WE HAVE recently undergone the stress of having our Continuity of Education Allowance (CEA) certificate queried and been vindicated. The process has been stressful, slow and uncommunicative. I support wholeheartedly the need for rigour but it has highlighted a rule that concerns me.
We have moved on every posting covering Britain’s far corners and throughout all of this I have chosen to live with my soldier in a quarter. This comes with the sacrifice of no career for me and three primary schools for each child. I think this makes us an average Army family.
My husband was keen to pursue a career (which always involves moving), so boarding school and stability for our children was the right option.
When a family makes a commitment to boarding school it is also making a long-term commitment to the Army. Postings whilst claiming CEA were Oxfordshire, then Hampshire to a job that lasted less than a year. A new role was then given in the same location for three years.
We left this at the two-and-a-half year point as requested by the military, three-and-a-half years in total (the longest I have lived anywhere!).
There were always options more than 50 miles away, but we went where the Army sent us. I am staggered to have the CEA Governance Team (CEAGT) query our mobility. How were we meant to predict where we would go next? The only thing that has made the moving bearable is stability for my children’s education and us remaining together under one roof. Moving them from school-to-school would have meant six schools for child number one.

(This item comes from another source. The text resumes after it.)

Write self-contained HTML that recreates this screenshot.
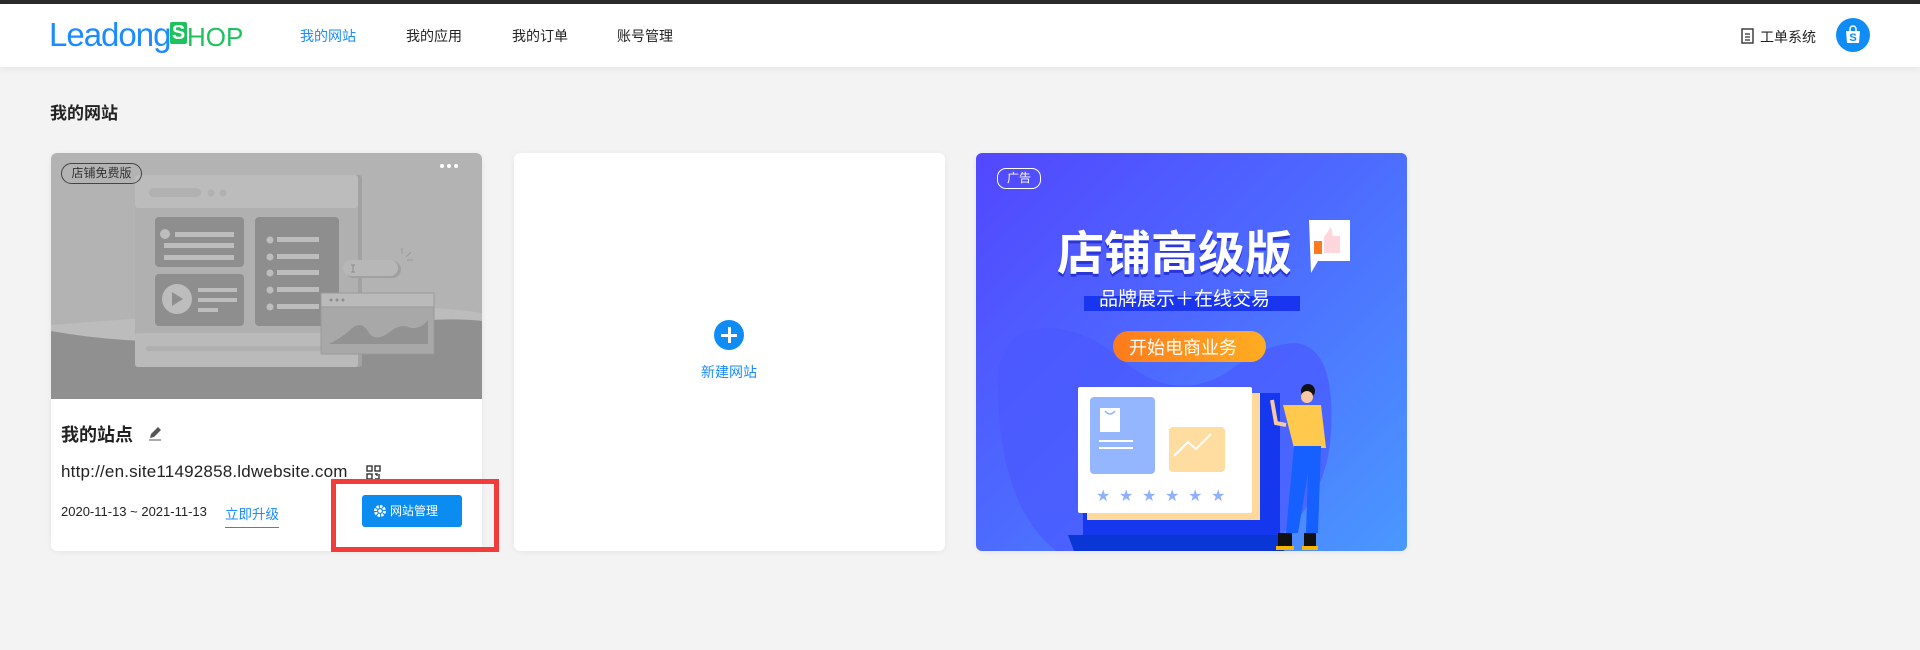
<!DOCTYPE html>
<html><head><meta charset="utf-8"><style>
*{margin:0;padding:0;box-sizing:border-box}
body{width:1920px;height:650px;background:#f3f3f3;font-family:"Liberation Sans","Noto Sans CJK SC",sans-serif;position:relative;overflow:hidden;color:#222}
.top{position:absolute;left:0;top:0;width:1920px;height:4px;background:#2b2b2b}
.hdr{position:absolute;left:0;top:4px;width:1920px;height:63px;background:#fff;box-shadow:0 2px 6px rgba(0,0,0,.06)}
.a{position:absolute;white-space:nowrap}
.nav{font-size:14px;top:22px;color:#222}
.card{position:absolute;top:153px;width:431px;height:398px;background:#fff;border-radius:6px;overflow:hidden;box-shadow:0 1px 6px rgba(0,0,0,.06)}
</style></head><body>
<div class="top"></div>
<div class="hdr">
 <div class="a" style="left:49px;top:12px;font-size:33px;color:#1a8cff;letter-spacing:-1px;font-family:'Liberation Sans',sans-serif">Leadong</div>
 <div class="a" style="left:170px;top:18px;width:17px;height:22px;background:#1cc35c;border-radius:2px;color:#fff;font-size:20px;line-height:22px;text-align:center;font-weight:bold">S</div>
 <div class="a" style="left:187px;top:18px;font-size:26px;color:#1cc35c">HOP</div>
 <div class="a nav" style="left:300px;color:#1a8cff">我的网站</div>
 <div class="a nav" style="left:406px">我的应用</div>
 <div class="a nav" style="left:512px">我的订单</div>
 <div class="a nav" style="left:617px">账号管理</div>
 <svg class="a" style="left:1741px;top:24px" width="13" height="16" viewBox="0 0 13 16"><rect x="1" y="1" width="11" height="14" fill="none" stroke="#333" stroke-width="1.4"/><path d="M4 6h5M4 9h5M4 12h5" stroke="#333" stroke-width="1.2"/></svg>
 <div class="a" style="left:1760px;top:23px;font-size:14px;color:#222">工单系统</div>
 <div class="a" style="left:1836px;top:14px;width:34px;height:34px;border-radius:50%;background:#0f8df5"></div>
 <svg class="a" style="left:1843px;top:21px" width="20" height="20" viewBox="0 0 20 20"><path d="M3 6h14l-1 12H4z" fill="#fff"/><path d="M7 6V4a3 3 0 0 1 6 0v2" stroke="#fff" stroke-width="1.5" fill="none"/><text x="10" y="16" font-size="11" font-weight="bold" fill="#0f8df5" text-anchor="middle" font-family="Liberation Sans">S</text></svg>
</div>
<div class="a" style="left:50px;top:99px;font-size:17px;font-weight:bold;color:#222">我的网站</div>

<div class="card" style="left:51px">
 <svg width="431" height="246" viewBox="0 0 431 246" style="display:block">
  <rect width="431" height="246" fill="#b3b3b3"/>
  <path d="M0 172 Q150 160 300 155 Q380 152 431 160 V246 H0Z" fill="#bcbcbc"/>
  <path d="M0 178 Q120 200 300 178 Q380 162 431 168 V246 H0Z" fill="#909090"/>
  <rect x="87" y="22" width="224" height="192" rx="3" fill="#a2a2a2"/>
  <rect x="84" y="22" width="223" height="192" rx="3" fill="#b0b0b0"/>
  <rect x="84" y="22" width="223" height="33" rx="3" fill="#bcbcbc"/>
  <rect x="98" y="35" width="52" height="9" rx="4.5" fill="#b1b1b1"/>
  <circle cx="160" cy="40" r="3.5" fill="#b1b1b1"/><circle cx="172" cy="40" r="3.5" fill="#b1b1b1"/>
  <rect x="84" y="180" width="223" height="34" rx="3" fill="#bababa"/>
  <rect x="95" y="193" width="200" height="5" rx="2.5" fill="#b0b0b0"/>
  <rect x="104" y="64" width="89" height="50" rx="4" fill="#8e8e8e"/>
  <rect x="104" y="121" width="89" height="52" rx="4" fill="#8e8e8e"/>
  <rect x="204" y="64" width="84" height="109" rx="4" fill="#8e8e8e"/>
  <g fill="#bdbdbd">
   <circle cx="114" cy="81" r="5"/><rect x="124" y="79" width="59" height="5"/><rect x="113" y="90" width="70" height="5"/><rect x="113" y="102" width="70" height="5"/>
   <circle cx="126" cy="146" r="15"/><rect x="147" y="135" width="39" height="4"/><rect x="147" y="145" width="39" height="4"/><rect x="147" y="155" width="20" height="4"/>
   <circle cx="219" cy="87" r="3.5"/><rect x="226" y="84" width="42" height="5"/>
   <circle cx="219" cy="104" r="3.5"/><rect x="226" y="101" width="42" height="5"/>
   <circle cx="219" cy="120" r="3.5"/><rect x="226" y="117" width="42" height="5"/>
   <circle cx="219" cy="137" r="3.5"/><rect x="226" y="134" width="42" height="5"/>
   <circle cx="219" cy="154" r="3.5"/><rect x="226" y="151" width="42" height="5"/>
  </g>
  <path d="M121 139v14l11-7z" fill="#8e8e8e"/>
  <rect x="294" y="108" width="56" height="17" rx="8.5" fill="#a0a0a0"/>
  <rect x="292" y="107" width="55" height="16" rx="8" fill="#b7b7b7"/>
  <path d="M302 112v7M300 112h4M300 119h4" stroke="#8e8e8e" stroke-width="1"/>
  <path d="M351 95v6M355 104l5-5M356 107h6" stroke="#9a9a9a" stroke-width="1"/>
  <rect x="270" y="140" width="113" height="61" fill="#a8a8a8" stroke="#9a9a9a"/>
  <rect x="270" y="140" width="113" height="14" fill="#bababa" stroke="#9a9a9a"/>
  <circle cx="280" cy="147" r="1.5" fill="#8e8e8e"/><circle cx="286" cy="147" r="1.5" fill="#8e8e8e"/><circle cx="292" cy="147" r="1.5" fill="#8e8e8e"/>
  <path d="M278 191 Q290 185 298 178 Q310 165 318 180 Q325 190 340 178 Q350 170 360 175 Q370 176 377 167 V191Z" fill="#929292"/>
  <circle cx="391" cy="13" r="2" fill="#fff"/><circle cx="398" cy="13" r="2" fill="#fff"/><circle cx="405" cy="13" r="2" fill="#fff"/>
 </svg>
 <div class="a" style="left:10px;top:10px;width:81px;height:21px;border:1px solid #444;border-radius:11px;font-size:12px;line-height:19px;text-align:center;color:#333">店铺免费版</div>
 <div class="a" style="left:10px;top:268px;font-size:18px;font-weight:bold;color:#222">我的站点</div>
 <svg class="a" style="left:96px;top:272px" width="16" height="16" viewBox="0 0 16 16"><path d="M3 13l1-4 7-7 3 3-7 7z" fill="#555"/><path d="M2 15h12" stroke="#555" stroke-width="1"/></svg>
 <div class="a" style="left:10px;top:309px;font-size:17px;color:#222;letter-spacing:0.2px">http://en.site11492858.ldwebsite.com</div>
 <svg class="a" style="left:315px;top:312px" width="15" height="15" viewBox="0 0 15 15" fill="none" stroke="#333" stroke-width="1.4"><rect x="1" y="1" width="5" height="5"/><rect x="9" y="1" width="5" height="5"/><rect x="1" y="9" width="5" height="5"/><path d="M9 9h2v2M13 9v5h-4"/></svg>
 <div class="a" style="left:10px;top:351px;font-size:13px;color:#222">2020-11-13 ~ 2021-11-13</div>
 <div class="a" style="left:174px;top:350px;font-size:13.5px;color:#1a8cff;border-bottom:1.5px solid #1a8cff;padding-bottom:4px">立即升级</div>
 <div class="a" style="left:311px;top:342px;width:100px;height:32px;background:#0a8cf0;border-radius:3px;color:#fff;font-size:12px;line-height:32px;padding-left:28px">网站管理</div>
 <svg class="a" style="left:322px;top:351px" width="14" height="14" viewBox="0 0 14 14"><circle cx="7" cy="7" r="4.5" fill="none" stroke="#fff" stroke-width="3" stroke-dasharray="2.4 1.1"/><circle cx="7" cy="7" r="1.8" fill="#fff"/></svg>
</div>
<div class="a" style="left:331px;top:479px;width:168px;height:73px;border:5px solid #f23b3b"></div>

<div class="card" style="left:514px">
 <div class="a" style="left:200px;top:167px;width:30px;height:30px;border-radius:50%;background:#0f8df5"></div>
 <div class="a" style="left:207px;top:180.5px;width:16px;height:3px;background:#fff"></div>
 <div class="a" style="left:213.5px;top:174px;width:3px;height:16px;background:#fff"></div>
 <div class="a" style="left:187px;top:209px;font-size:14px;color:#1a8cff">新建网站</div>
</div>

<div class="card" style="left:976px;background:linear-gradient(135deg,#5247ff 0%,#4d68ff 45%,#4a98ff 100%)">
 <svg width="431" height="398" viewBox="0 0 431 398" style="position:absolute;left:0;top:0">
  <path d="M22 220 Q30 175 70 175 Q110 175 150 210 Q200 250 250 220 Q290 190 320 190 Q360 195 355 280 Q350 360 280 398 H80 Q20 350 22 220Z" fill="#4a58ff" opacity=".7"/>
  <rect x="107" y="240" width="197" height="142" fill="#1538ee"/>
  <path d="M92 382 H314 L308 398 H98Z" fill="#0a36d6"/>
  <rect x="111" y="240" width="173" height="127" fill="#ffd99a"/>
  <rect x="102" y="234" width="174" height="126" rx="2" fill="#fff"/>
  <rect x="114" y="244" width="65" height="77" rx="4" fill="#94b6ff"/>
  <path d="M124 255h20v24h-20z" fill="#fff"/><path d="M129 258q5 6 10 0" stroke="#94b6ff" stroke-width="1.5" fill="none"/>
  <rect x="123" y="287" width="34" height="2" fill="#fff"/><rect x="123" y="294" width="34" height="2" fill="#fff"/>
  <rect x="193" y="274" width="56" height="45" rx="4" fill="#ffdca0"/>
  <path d="M198 303 L212 289 L220 296 L235 281" stroke="#fff" stroke-width="2" fill="none"/>
  <g fill="#8fb0ff" font-size="16" font-family="DejaVu Sans">
   <text x="120" y="348">★</text><text x="143" y="348">★</text><text x="166" y="348">★</text><text x="189" y="348">★</text><text x="212" y="348">★</text><text x="235" y="348">★</text>
  </g>
  <circle cx="332" cy="238" r="7" fill="#111"/>
  <circle cx="331" cy="244" r="6" fill="#f9c7a2"/>
  <path d="M307 252 H345 L350 295 H318Z" fill="#ffc94d"/>
  <path d="M296 247 L300 270 L310 272" stroke="#f9c7a2" stroke-width="4" fill="none"/>
  <path d="M318 293 H345 L342 380 H330 L332 320 L322 380 H310Z" fill="#1560ff"/>
  <rect x="302" y="380" width="14" height="14" fill="#111"/><rect x="328" y="380" width="12" height="14" fill="#111"/>
  <rect x="300" y="393" width="18" height="4" fill="#f7b500"/><rect x="326" y="393" width="16" height="4" fill="#f7b500"/>
  <rect x="108" y="143" width="216" height="15" fill="#1a35ef"/>
  <path d="M333 67 H374 V108 H342 L335 120Z" fill="#fff"/>
  <rect x="338" y="88" width="8" height="13" fill="#ff7a1f"/>
  <path d="M348 100 V84 L355 74 L357 83 H364 V100Z" fill="#ffd6dc"/>
  <defs><linearGradient id="og" x1="0" x2="1"><stop offset="0" stop-color="#ff7a1c"/><stop offset="1" stop-color="#ffad22"/></linearGradient></defs>
  <rect x="137" y="178" width="153" height="31" rx="15.5" fill="url(#og)"/>
 </svg>
 <div class="a" style="left:21px;top:15px;width:44px;height:21px;border:1px solid #fff;border-radius:9px;color:#fff;font-size:12px;line-height:19px;text-align:center">广告</div>
 <div class="a" style="left:81px;top:62px;font-size:47px;font-weight:bold;color:#fff;text-shadow:0 3px 0 #2a36d8">店铺高级版</div>
 <div class="a" style="left:123px;top:131px;font-size:19px;color:#fff">品牌展示＋在线交易</div>
 <div class="a" style="left:153px;top:181px;font-size:18px;color:#fff">开始电商业务</div>
</div>
</body></html>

Our certificate took just under three months to review (too long) and now states that we must move more than 50 miles on our next posting.
Am I missing something? The whole point of the allowance was so the Army could post him wherever they liked and Didcot, Andover and Aldershot is where they chose. I am quite happy to go more than 50 miles next time but surely we should go to a location that is in the interests of the Army and his career not in the interests of CEAGT.
The 50-mile rule is causing issues for those of us who are most definitely mobile but who cannot predict the distance we are posted.
Name and address supplied
Response from PS10(A) Allowances: CEA is an extremely important allowance which supports Service families. Ensuring that the rules are correctly adhered to will help to safeguard the continued availability of the allowance for those who have made a genuine commitment to family mobility. Command also recognises that CEA is an important retention factor for many personnel.
The application process commences with the claimant confirming they satisfy the eligibility criteria. Next, the Assignment Authority “assesses the likelihood that a Service person will be assigned more than 50 miles from their current duty station within the next four years”.
Third, the claimant’s CO assesses the applicant’s eligibility. This must be re-done on assignment, change in circumstance, or every three years. It is this Eligibility Certificate which is the key part of the process.
CEAGT was introduced to improve the governance of CEA, prevent fraud and add further rigour to the process.
The CEAGT team has a target of 20 working days to process renewals but, in some cases, this can take longer.
CEAGT is only empowered to deal with the eligible SP and therefore, without having your personal details, we cannot pinpoint the reasons for delay in your case.
Unit admin staff remain available to offer assistance to all SP. The rigour that is being applied is necessary, although your process appears to have been elongated. The policy requires that when a CEA claimant’s family has not moved more than 50 miles within the last two assignments, the CO must take this into account.
However, two assignments within 50 miles do not preclude future eligibility; it simply initiates a more detailed analysis of an applicant’s eligibility.
I can’t confirm how the suggestion that you must move more than 50 miles on next assignment has arisen; it is likelihood of such a posting that drives eligibility. CEAGT doesn’t issue certificates that mandate future movement.
Among personal and career factors, assignments take account of the Army’s needs.